#### YOUR GOAL:
Some lines of these records may hold the word "this"; state how many, using only the number.
[DATASET ENTRIES start]
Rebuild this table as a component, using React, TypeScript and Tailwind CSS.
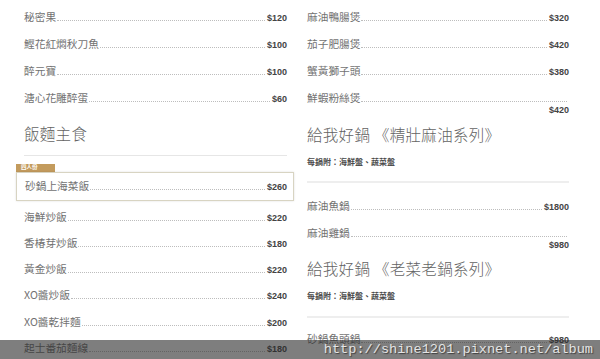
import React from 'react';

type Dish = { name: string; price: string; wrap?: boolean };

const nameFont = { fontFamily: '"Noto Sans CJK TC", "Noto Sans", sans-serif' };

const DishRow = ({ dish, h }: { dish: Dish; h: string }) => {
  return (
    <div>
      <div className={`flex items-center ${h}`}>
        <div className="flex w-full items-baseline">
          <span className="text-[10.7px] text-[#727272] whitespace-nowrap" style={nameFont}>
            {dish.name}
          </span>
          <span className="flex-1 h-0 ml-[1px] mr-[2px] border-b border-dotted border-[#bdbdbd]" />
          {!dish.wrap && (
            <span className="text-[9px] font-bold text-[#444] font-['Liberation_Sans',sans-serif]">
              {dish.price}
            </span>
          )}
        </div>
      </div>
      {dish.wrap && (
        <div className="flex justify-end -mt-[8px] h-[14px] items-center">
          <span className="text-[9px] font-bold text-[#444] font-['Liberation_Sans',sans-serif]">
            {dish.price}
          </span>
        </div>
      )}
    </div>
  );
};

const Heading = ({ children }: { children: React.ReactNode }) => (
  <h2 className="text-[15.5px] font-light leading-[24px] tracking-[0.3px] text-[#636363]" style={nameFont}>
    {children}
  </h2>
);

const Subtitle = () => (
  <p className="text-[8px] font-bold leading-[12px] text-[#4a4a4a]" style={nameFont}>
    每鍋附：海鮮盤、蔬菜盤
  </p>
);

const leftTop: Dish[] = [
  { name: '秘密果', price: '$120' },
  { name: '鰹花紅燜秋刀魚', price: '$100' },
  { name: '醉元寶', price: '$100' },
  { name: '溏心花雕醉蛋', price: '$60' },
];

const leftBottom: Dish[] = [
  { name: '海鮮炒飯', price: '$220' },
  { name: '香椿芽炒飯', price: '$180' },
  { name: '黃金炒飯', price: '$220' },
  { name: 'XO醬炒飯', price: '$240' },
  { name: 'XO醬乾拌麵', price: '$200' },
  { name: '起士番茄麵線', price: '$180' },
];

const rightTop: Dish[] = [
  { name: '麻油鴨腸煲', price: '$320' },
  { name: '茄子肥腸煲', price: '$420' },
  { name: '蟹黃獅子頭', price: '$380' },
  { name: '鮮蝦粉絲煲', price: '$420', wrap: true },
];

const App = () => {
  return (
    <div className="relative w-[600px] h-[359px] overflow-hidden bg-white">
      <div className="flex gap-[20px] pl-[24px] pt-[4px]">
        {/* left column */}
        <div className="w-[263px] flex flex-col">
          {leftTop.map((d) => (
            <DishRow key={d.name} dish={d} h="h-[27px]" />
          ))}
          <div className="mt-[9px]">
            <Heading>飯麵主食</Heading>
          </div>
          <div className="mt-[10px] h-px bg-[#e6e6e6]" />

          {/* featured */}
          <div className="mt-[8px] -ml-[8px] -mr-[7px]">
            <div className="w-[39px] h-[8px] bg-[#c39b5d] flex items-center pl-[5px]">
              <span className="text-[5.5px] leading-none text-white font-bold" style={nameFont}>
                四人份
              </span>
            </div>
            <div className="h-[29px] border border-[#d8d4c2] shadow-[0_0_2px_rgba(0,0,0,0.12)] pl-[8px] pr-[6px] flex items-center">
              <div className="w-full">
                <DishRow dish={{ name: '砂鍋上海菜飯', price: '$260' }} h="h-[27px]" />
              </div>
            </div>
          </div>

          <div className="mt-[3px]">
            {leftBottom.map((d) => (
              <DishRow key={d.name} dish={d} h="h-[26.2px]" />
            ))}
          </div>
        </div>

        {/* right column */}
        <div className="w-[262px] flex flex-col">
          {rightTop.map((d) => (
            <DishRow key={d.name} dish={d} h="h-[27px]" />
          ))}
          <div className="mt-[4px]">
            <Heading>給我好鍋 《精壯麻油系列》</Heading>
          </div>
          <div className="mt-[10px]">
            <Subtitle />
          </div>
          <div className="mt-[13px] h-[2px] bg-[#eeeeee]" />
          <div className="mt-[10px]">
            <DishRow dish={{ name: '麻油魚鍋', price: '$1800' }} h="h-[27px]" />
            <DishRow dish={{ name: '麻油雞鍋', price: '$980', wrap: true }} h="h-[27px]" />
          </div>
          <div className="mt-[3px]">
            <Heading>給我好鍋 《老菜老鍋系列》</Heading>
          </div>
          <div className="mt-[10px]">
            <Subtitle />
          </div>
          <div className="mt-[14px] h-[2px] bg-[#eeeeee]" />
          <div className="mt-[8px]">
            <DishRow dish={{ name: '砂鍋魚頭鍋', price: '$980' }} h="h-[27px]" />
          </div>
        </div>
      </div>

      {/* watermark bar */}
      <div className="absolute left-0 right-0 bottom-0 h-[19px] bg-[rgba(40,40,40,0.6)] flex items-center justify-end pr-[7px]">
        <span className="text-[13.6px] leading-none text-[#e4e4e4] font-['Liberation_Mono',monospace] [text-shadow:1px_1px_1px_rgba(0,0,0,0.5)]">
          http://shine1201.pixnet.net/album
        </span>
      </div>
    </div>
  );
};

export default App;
[DATASET ENTRIES end]
[DATASET ENTRIES start]
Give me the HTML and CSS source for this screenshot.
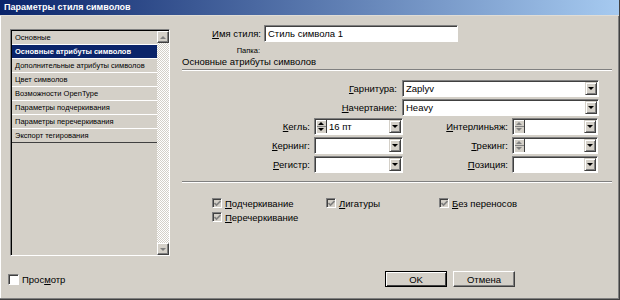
[DATASET ENTRIES end]
#### RESPONSE BELOW:
2